[Start INFORMATION SUPPLIED]

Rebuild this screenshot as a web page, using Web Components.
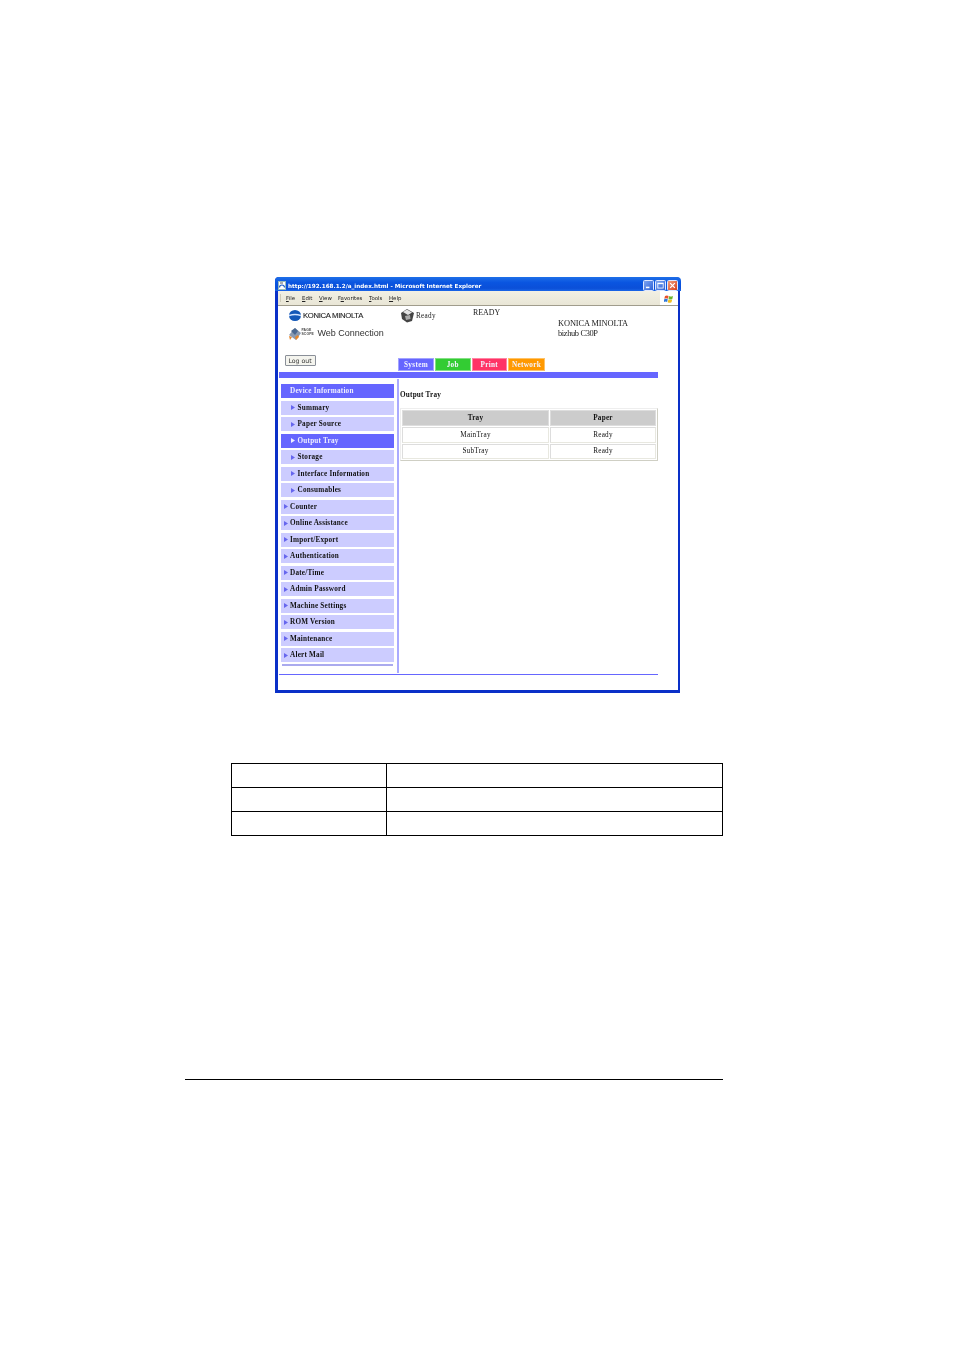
<!DOCTYPE html>
<html lang="en"><head><meta charset="utf-8"><title>Output Tray</title>
<style>
html,body{margin:0;padding:0;background:#fff;font-family:"Liberation Serif",serif;}
</style></head>
<body>
<doc-page>
  <ie-window>
    <ie-titlebar slot="title">http://192.168.1.2/a_index.html - Microsoft Internet Explorer</ie-titlebar>
    <ie-menubar slot="menu"></ie-menubar>
    <pw-header></pw-header>
    <pw-tabs></pw-tabs>
    <pw-body>
      <pw-nav slot="nav">
        <pw-item state="head">Device Information</pw-item>
        <pw-item sub>Summary</pw-item>
        <pw-item sub>Paper Source</pw-item>
        <pw-item sub state="on">Output Tray</pw-item>
        <pw-item sub>Storage</pw-item>
        <pw-item sub>Interface Information</pw-item>
        <pw-item sub>Consumables</pw-item>
        <pw-item>Counter</pw-item>
        <pw-item>Online Assistance</pw-item>
        <pw-item>Import/Export</pw-item>
        <pw-item>Authentication</pw-item>
        <pw-item>Date/Time</pw-item>
        <pw-item>Admin Password</pw-item>
        <pw-item>Machine Settings</pw-item>
        <pw-item>ROM Version</pw-item>
        <pw-item>Maintenance</pw-item>
        <pw-item>Alert Mail</pw-item>
      </pw-nav>
      <pw-output></pw-output>
    </pw-body>
  </ie-window>
  <blank-table></blank-table>
  <page-rule></page-rule>
</doc-page>
<script>
function def(name, html, init){
  customElements.define(name, class extends HTMLElement{
    constructor(){super();this.attachShadow({mode:'open'}).innerHTML=html;}
    connectedCallback(){if(init)init(this);}
  });
}
def('doc-page',`<style>:host{display:block;width:954px;height:1350px;padding-top:277px;box-sizing:border-box;overflow:hidden}</style><slot></slot>`);

def('ie-window',`<style>
:host{display:block;width:405px;height:416px;margin-left:275px;box-sizing:border-box;background:#0a30c8;border-radius:4px 4px 0 0;padding:0 2px 3px 3px;filter:blur(.25px)}
.in{display:flex;flex-direction:column;background:#fff}
.main{flex:1;padding-left:1px;width:379px;display:flex;flex-direction:column}
.top{margin:0 -3px -0px;}
</style><div class="top"><slot name="title"></slot></div><slot name="menu"></slot><div class="in" style="height:384px"><div class="main"><slot></slot></div></div>`);

def('ie-titlebar',`<style>
:host{display:flex;align-items:center;height:14px;box-sizing:border-box;padding:2px 3px 0 3px;border-radius:4px 4px 0 0;background:linear-gradient(#1f6fe8,#0a55e0 40%,#0b4fd8 80%,#1a66e8);color:#fff;font:bold 5.65px "DejaVu Sans",sans-serif}
svg{flex:none;margin-right:2px}
.t{flex:1;white-space:nowrap;padding-top:1px}
.b{width:11px;height:11px;margin-left:1px;border:.5px solid #dfe8ff;border-radius:1.5px;box-sizing:border-box;background:linear-gradient(135deg,#7da4f0,#2f62d8);display:flex;align-items:center;justify-content:center}
.x{background:linear-gradient(135deg,#f0a080,#d8401c)}
</style>
<svg width="8" height="9" viewBox="0 0 8 9"><rect x=".5" y=".5" width="7" height="8" fill="#fff" stroke="#9bb"/><path d="M1.5 6.5a2.5 2.5 0 1 1 5 0" fill="none" stroke="#1c5fc8" stroke-width="1.2"/><path d="M2 2h3" stroke="#333" stroke-width=".8"/></svg>
<span class="t"><slot></slot></span>
<span class="b"><svg width="7" height="7" viewBox="0 0 6 6" style="margin:0"><rect x=".8" y="4" width="3" height="1.3" fill="#fff"/></svg></span>
<span class="b"><svg width="7" height="7" viewBox="0 0 6 6" style="margin:0"><rect x=".7" y="1" width="4.6" height="4.2" fill="none" stroke="#fff" stroke-width=".7"/><rect x=".7" y=".8" width="4.6" height="1" fill="#fff"/></svg></span>
<span class="b x"><svg width="7" height="7" viewBox="0 0 6 6" style="margin:0"><path d="M1 1l4 4M5 1l-4 4" stroke="#fff" stroke-width="1.1"/></svg></span>`);

def('ie-menubar',`<style>
:host{display:flex;align-items:center;height:15px;box-sizing:border-box;background:linear-gradient(#f2f0e4,#e9e6d6);border-bottom:1px solid #a09c8c;font:5.4px "DejaVu Sans",sans-serif;color:#222}
.g{width:1px;height:8px;margin-left:2px;border-left:1px solid #cfcbb8}
span{white-space:nowrap}
span u{text-decoration:underline}
.f{margin-left:auto;width:18px;height:14px;background:#fff;display:flex;align-items:center;justify-content:center}
</style>
<i class="g"></i>
<span style="margin-left:4px;width:16px"><u>F</u>ile</span>
<span style="width:17px"><u>E</u>dit</span>
<span style="width:19px"><u>V</u>iew</span>
<span style="width:31px">F<u>a</u>vorites</span>
<span style="width:20px"><u>T</u>ools</span>
<span><u>H</u>elp</span>
<span class="f"><svg width="10" height="9" viewBox="0 0 10 9"><path d="M1 2q2-1 3.6 0l-.7 2.8q-1.6-1-3.6 0z" fill="#e8502a"/><path d="M5.2 2.1q1.6 1 3.8 0l-.7 2.8q-2 1-3.8 0z" fill="#6cb52d"/><path d="M.2 5.3q2-1 3.6 0l-.7 2.8q-1.6-1-3.6 0z" fill="#2f78d8"/><path d="M4.4 5.4q1.6 1 3.8 0l-.7 2.8q-2 1-3.8 0z" fill="#f2c020"/></svg></span>`);

def('pw-header',`<style>
:host{display:flex;height:52px;box-sizing:border-box;font:7.2px "Liberation Serif",serif;color:#222;flex:none}
.l{width:119px;flex:none;padding-left:9.5px;box-sizing:border-box}
.k{display:flex;align-items:center;height:12px;margin-top:3px;font:7.7px "Liberation Sans",sans-serif;-webkit-text-stroke:.12px #222;letter-spacing:-.3px;color:#222;gap:2.5px;white-space:nowrap}
.w{display:flex;align-items:center;height:14px;margin-top:5px;font:9px "Liberation Sans",sans-serif;color:#333;white-space:nowrap}
.ps{font:bold 3.4px/3.6px "Liberation Sans",sans-serif;margin:0 3.5px 0 1px;letter-spacing:.1px;color:#444}
button{display:block;margin:15px 0 0 -4px;width:31px;height:11px;padding:0;background:#f4f4ee;border:1px solid #8a8f98;font:6.2px "DejaVu Sans",sans-serif;color:#333;border-radius:1px;line-height:8px}
.r{flex:1;display:flex;align-items:flex-start;white-space:nowrap}
.p{display:flex;align-items:center;width:75px;margin-top:2px;padding-left:2px;box-sizing:border-box;letter-spacing:.3px}
.p svg{margin-right:1px}
.rd{width:85px;margin-top:2px;letter-spacing:0;font-size:7.9px;line-height:9px}
.m{margin-top:13px;font-size:8.4px;line-height:9.5px;letter-spacing:-.1px}
.m span{letter-spacing:-.35px}
</style>
<div class="l">
  <div class="k"><svg width="12" height="11" viewBox="0 0 12 11"><ellipse cx="6" cy="5.5" rx="6" ry="5.5" fill="#1257b8"/><path d="M0 5.5q6-2 12 0" stroke="#cfe2ff" stroke-width="1.4" fill="none"/></svg>KONICA MINOLTA</div>
  <div class="w"><svg width="12" height="13" viewBox="0 0 12 13"><path d="M0 8l6-7 6 5-5 7z" fill="#8a9ab0"/><path d="M2 4l4-3 3 3-3 4z" fill="#4a6890"/><path d="M0 9l3 1-2 3zM6 10l3-2 1 2-3 3z" fill="#e8862a"/></svg><span class="ps">PAGE<br>SCOPE</span>Web Connection</div>
  <button>Log out</button>
</div>
<div class="r">
  <div class="p"><svg width="15" height="15" viewBox="0 0 15 15"><path d="M1 5l6-4 7 4-2 8-5 1.5L2 11z" fill="#444"/><path d="M3 4l4-2.5 5 3-4 2.5z" fill="#e4e4e4"/><path d="M5 8l5-1 .5 4-4.5 1z" fill="#aaa"/></svg>Ready</div>
  <div class="rd">READY</div>
  <div class="m">KONICA MINOLTA<br><span>bizhub C30P</span></div>
</div>`);

def('pw-tabs',`<style>
:host{display:flex;height:14px;flex:none;padding-left:119px;gap:1px;font:bold 7.2px "Liberation Serif",serif;color:#f4f4ff;letter-spacing:.35px}
span{display:flex;align-items:center;justify-content:center;height:13px;box-sizing:border-box;border:.5px solid rgba(255,255,255,.4)}
</style>
<span style="width:36px;background:#6666ff">System</span>
<span style="width:35.5px;background:#33cc33">Job</span>
<span style="width:35.5px;background:#ff3366">Print</span>
<span style="width:37px;background:#ff9900">Network</span>`);

def('pw-body',`<style>
:host{display:flex;flex-direction:column;flex:1;min-height:0}
.bar{height:6px;background:#6666ff;flex:none}
.c{display:flex;height:295px;flex:none}
.n{width:118px;flex:none;padding:6px 0 0 2px;box-sizing:border-box}
.d{width:2px;background:#aaaaff;flex:none;margin-top:1px}
.o{flex:1;min-width:0}
.foot{height:1px;background:#6666ff;flex:none;margin-top:1px}
</style>
<div class="bar"></div>
<div class="c"><div class="n"><slot name="nav"></slot></div><div class="d"></div><div class="o"><slot></slot></div></div>
<div class="foot"></div>`);

def('pw-nav',`<style>
:host{display:flex;flex-direction:column;gap:2.5px;width:113px}
.end{height:2px;margin:-.5px 1px 0;background:#aaaaee}
</style><slot></slot><div class="end"></div>`);

customElements.define('pw-item', class extends HTMLElement{
  constructor(){super();this.attachShadow({mode:'open'}).innerHTML=`<style>
  :host{display:flex;align-items:center;height:14px;box-sizing:border-box;padding-left:2.5px;background:#ccccff;color:#111;font:bold 7.2px "Liberation Serif",serif;letter-spacing:.22px;white-space:nowrap}
  :host([sub]){padding-left:10px}
  :host([state=on]),:host([state=head]){background:#6666ff;color:#eef}
  :host([state=head]){padding-left:9px}
  :host([state=on]) svg path{fill:#eef}
  :host([state=head]) svg{display:none}
  svg{margin-right:2.5px;flex:none}
  </style><svg width="4" height="5" viewBox="0 0 4 5"><path d="M0 0l4 2.5L0 5z" fill="#6666ee"/></svg><slot></slot>`;}
});

def('pw-output',`<style>
:host{display:block;padding:12.5px 0 0 1px;font:7.2px "Liberation Serif",serif;color:#111;letter-spacing:.25px}
h1{margin:0 0 9.5px;font:bold 7.2px/8px "Liberation Serif",serif;letter-spacing:.22px}
table{width:258px;border-collapse:separate;border-spacing:1px;border:1px solid;border-color:#eee #cfcfc4 #cfcfc4 #eee;table-layout:fixed}
th,td{height:16px;padding:0;text-align:center;box-sizing:border-box;border:1px solid;border-color:#ddd #e8e8e0 #e8e8e0 #ddd;font-weight:normal}
th{background:#cccccc;font-weight:bold;border-color:#ddd}
tr+tr td{height:15.5px}
</style>
<h1>Output Tray</h1>
<table><colgroup><col style="width:147px"><col></colgroup>
<tr><th>Tray</th><th>Paper</th></tr>
<tr><td>MainTray</td><td>Ready</td></tr>
<tr><td>SubTray</td><td>Ready</td></tr></table>`);

def('blank-table',`<style>
:host{display:block;margin:70px 0 0 231px;width:492px}
.g{display:grid;grid-template-columns:155px 1fr;grid-auto-rows:24px;border-top:1px solid #000;border-left:1px solid #000;box-sizing:border-box}
.g div{border-right:1px solid #000;border-bottom:1px solid #000}
</style><div class="g"><div></div><div></div><div></div><div></div><div></div><div></div></div>`);

def('page-rule',`<style>:host{display:block;margin:243px 0 0 185px;width:538px;height:1px;background:#000}</style>`);
</script>
</body></html>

[End INFORMATION SUPPLIED]

* **GOAL OF THE EXERCISE**: Look through the listing and extract every line with "this" in it.

* **EXPECTED OUTPUT**:
Rebuild this screenshot as a web page, using Web Components.
    constructor(){super();this.attachShadow({mode:'open'}).innerHTML=html;}
    connectedCallback(){if(init)init(this);}
  constructor(){super();this.attachShadow({mode:'open'}).innerHTML=`<style>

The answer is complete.